Iowa Public Television


Development Of Ergonomic Guidelines Proposed

posted on June 21, 2002

The National Cattlemen's Beef Association is pushing the government to research why cattle markets are so volatile. Currently, markets are being whipsawed by a shortened grilling season, Japanese concerns about beef following the discovery of Mad Cow disease in Japanese herds, and by a larger U.S. slaughter as drought stricken ranchers cull herds. Many cattlemen feel the concentration of packer ownership may be the source of their discomfort in the market.

On another front close to the meat industry is the government's development of workplace standards. The government is attempting to develop standards, but critics fear the current administration will not regulate with much enthusiasm.
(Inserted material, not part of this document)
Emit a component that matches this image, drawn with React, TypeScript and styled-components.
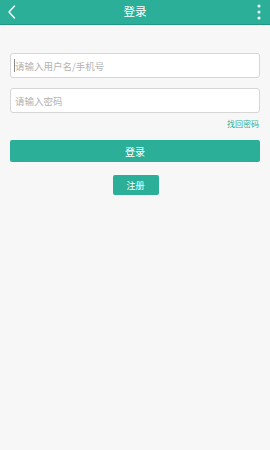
import styled, { createGlobalStyle } from "styled-components";

const Global = createGlobalStyle`
  html, body {
    margin: 0;
    padding: 0;
    background: #f7f7f7;
    font-family: "Noto Sans CJK SC", "Noto Sans", sans-serif;
  }
  * { box-sizing: border-box; }
`;

const teal = "#2baf98";

const Page = styled.div`
  width: 270px;
  min-height: 450px;
  background: #f7f7f7;
`;

const Header = styled.div`
  height: 25px;
  background: ${teal};
  border-bottom: 1px solid #1f9883;
  display: flex;
  align-items: center;
  justify-content: space-between;
  padding: 0 5px 0 5px;
`;

const Title = styled.h1`
  margin: 0;
  font-size: 11.5px;
  font-weight: 400;
  color: #fff;
  line-height: 1;
`;

const IconSlot = styled.div`
  width: 12px;
  height: 24px;
  display: flex;
  align-items: center;
  justify-content: center;
`;

const Form = styled.div`
  padding: 28px 10px 0;
  display: flex;
  flex-direction: column;
`;

const Field = styled.div<{ $gap?: number }>`
  height: 25px;
  background: #fff;
  border: 1px solid #d6d6d6;
  border-radius: 3px;
  display: flex;
  align-items: center;
  padding: 0 3px;
  margin-bottom: ${({ $gap }) => $gap ?? 0}px;
`;

const Caret = styled.span`
  width: 1px;
  height: 13px;
  background: #8a8a8a;
  flex: none;
`;

const Input = styled.input`
  flex: 1;
  min-width: 0;
  border: none;
  outline: none;
  background: transparent;
  padding: 0;
  font-family: inherit;
  font-size: 9.5px;
  color: #333;
  &::placeholder {
    color: #b3b3b3;
  }
`;

const Forgot = styled.a`
  align-self: flex-end;
  margin: 6px 1px 0 0;
  font-size: 8px;
  line-height: 10px;
  color: ${teal};
  text-decoration: none;
`;

const Button = styled.button<{ $wide?: boolean }>`
  border: none;
  border-radius: 2px;
  background: ${teal};
  color: #fff;
  font-family: inherit;
  padding: 0;
  width: ${({ $wide }) => ($wide ? "100%" : "46px")};
  height: ${({ $wide }) => ($wide ? "22px" : "20px")};
  font-size: ${({ $wide }) => ($wide ? "10px" : "9px")};
  align-self: center;
`;

const LoginWrap = styled.div`
  margin-top: 11px;
  display: flex;
`;

const RegisterWrap = styled.div`
  margin-top: 13px;
  display: flex;
  justify-content: center;
  padding-left: 1px;
`;

export default function App() {
  return (
    <Page>
      <Global />
      <Header>
        <IconSlot>
          <svg width="9" height="14" viewBox="0 0 9 14">
            <polyline
              points="7.5,1 2,7 7.5,13"
              fill="none"
              stroke="#fff"
              strokeWidth="1.4"
              strokeLinecap="round"
              strokeLinejoin="round"
            />
          </svg>
        </IconSlot>
        <Title>登录</Title>
        <IconSlot>
          <svg width="4" height="16" viewBox="0 0 4 16">
            <circle cx="2" cy="2" r="1.5" fill="#fff" />
            <circle cx="2" cy="8" r="1.5" fill="#fff" />
            <circle cx="2" cy="14" r="1.5" fill="#fff" />
          </svg>
        </IconSlot>
      </Header>
      <Form>
        <Field $gap={10}>
          <Caret />
          <Input placeholder="请输入用户名/手机号" />
        </Field>
        <Field>
          <Input type="password" placeholder="请输入密码" style={{ paddingLeft: 1 }} />
        </Field>
        <Forgot href="#">找回密码</Forgot>
        <LoginWrap>
          <Button $wide>登录</Button>
        </LoginWrap>
        <RegisterWrap>
          <Button>注册</Button>
        </RegisterWrap>
      </Form>
    </Page>
  );
}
Development Of Ergonomic Guidelines Proposed

The Clinton administration's proposal for a mandatory ergonomics standard was unilaterally dismissed soon after President George Bush took office. Many business groups were relieved at the outright dismissal of rules they believed to be restrictive, inefficient and costly. Elimination of the ergonomics regulations exuded the exact opposite reaction from labor groups which accused the Bush administration of ignoring what labor claims is the nation's biggest safety and health problem.

Earlier this year, a new proposal was introduced to deal with musculoskeletal disorders such as carpal tunnel syndrome and tendinitis. The Bush administration is now condoning voluntary, industry-specific ergonomic guidelines to be developed in conjunction with businesses. Both the poultry and grocery industries have already pledged their support and help with guideline development.

This has not gone over well with organized labor. The United Food and Commercial Workers International Union, or U-F-C-W, called the proposal a step backward and a proposal to help business instead of protecting workers from hazards. UFCW claims the majority of workplace injuries are caused by an ergonomic issue of some sort and most of the injuries could be prevented. Labor groups also point to a report by the National Academy of Sciences and the Institute of Medicine which estimates ergonomic related injuries at 45 to 54 billion dollars annually.